U.S. Dept. of Veteran's Affairs

"Alum Focus: Leo Mackay Cites Belfer Center, School Impact on Career"

Newsletter Article, Belfer Center Newsletter

Spring 2008

 

"Going to the Kennedy School of Government changed my life," says Leo Mackay, Kennedy School alum (MPP '91) and former Belfer Center International Security Program fellow (1991-'92).

Mackay is currently vice president for Corporate Business Development at Lockheed Martin Corporation. His impressive résumé includes service as Deputy Secretary of Veterans Affairs, head of operations for a large healthcare business, "top gun" pilot in the Navy's Fighter Squadron Eleven, and military assistant to the Assistant Secretary of Defense for International Security Policy.

At the Kennedy School, Mackay wrote his PhD dissertation on nuclear proliferation policy after the Cold War. As an International Security Program fellow, he took part in the Center's nuclear weapons and counter proliferation policy research, which became the nucleus for the incoming administration's policy agenda in 1992. In June of 1993, he was asked by then Assistant Defense Secretary Ashton Carter (now co-director of the Preventive Defense Project and member of the Belfer Center Board of Directors) to serve as his military assistant.

"The timing could not have been more exciting for someone in my shoes," Mackay says. "I went from being a Kennedy School student to a fellow to working in the Pentagon on the security policy issues that were a major focus of the work at the Belfer Center."

Mackay says that his courses and training at the Kennedy School and his research and analysis at the Belfer Center have given him a "way to think and work through policy, operational, and political issues" in all of his public and private positions.

"I went to the Kennedy School to study with Ash (Carter) and Graham (Allison) and Joe (Nye) and Al (Carnesale) and came out on the other side with them considering me a colleague and friend," Mackay says. As part of the Aspen Strategy Group, Mackay continues to brainstorm policy issues with a number of his Kennedy School colleagues.

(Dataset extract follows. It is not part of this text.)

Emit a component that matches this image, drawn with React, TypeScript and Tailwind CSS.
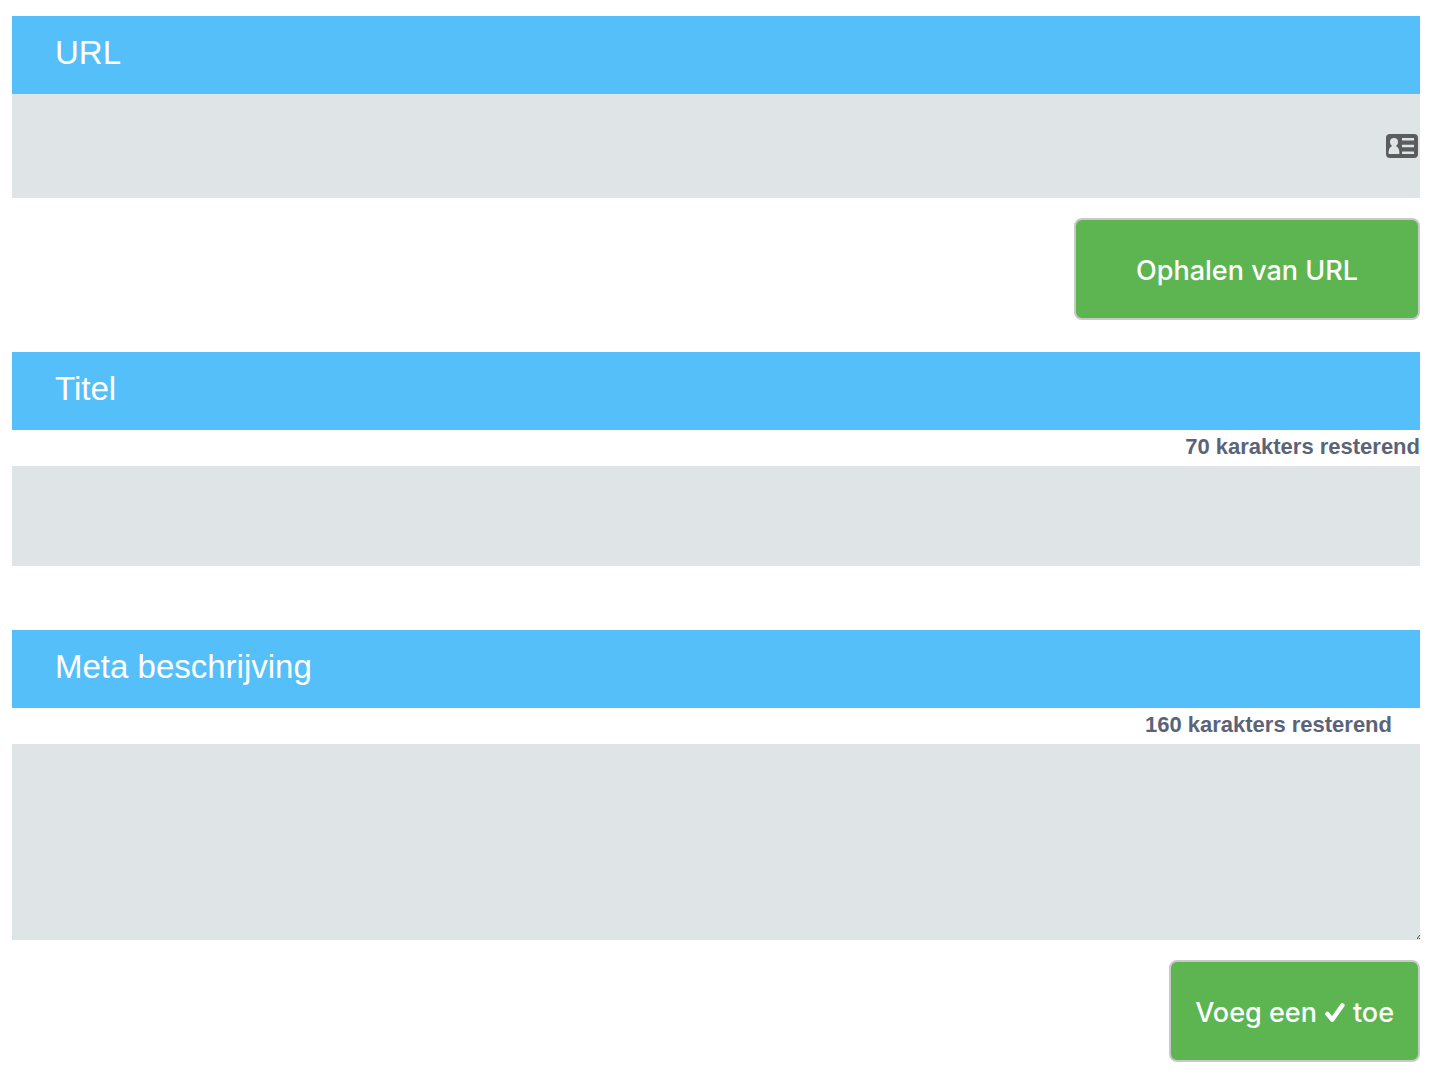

Leo Mackay continues close relationships with other Kennedy School and Belfer Center alums as well, such as Kurt Campbell, Michele Flournoy, Owen Cote, Laura Holgate, and Steve Kelman. And, it was while studying in the Kennedy School library that Mackay met his future wife, Heather Deebel ('91), then a senior at Harvard College and a Kennedy School library assistant. "This is a great community," he says.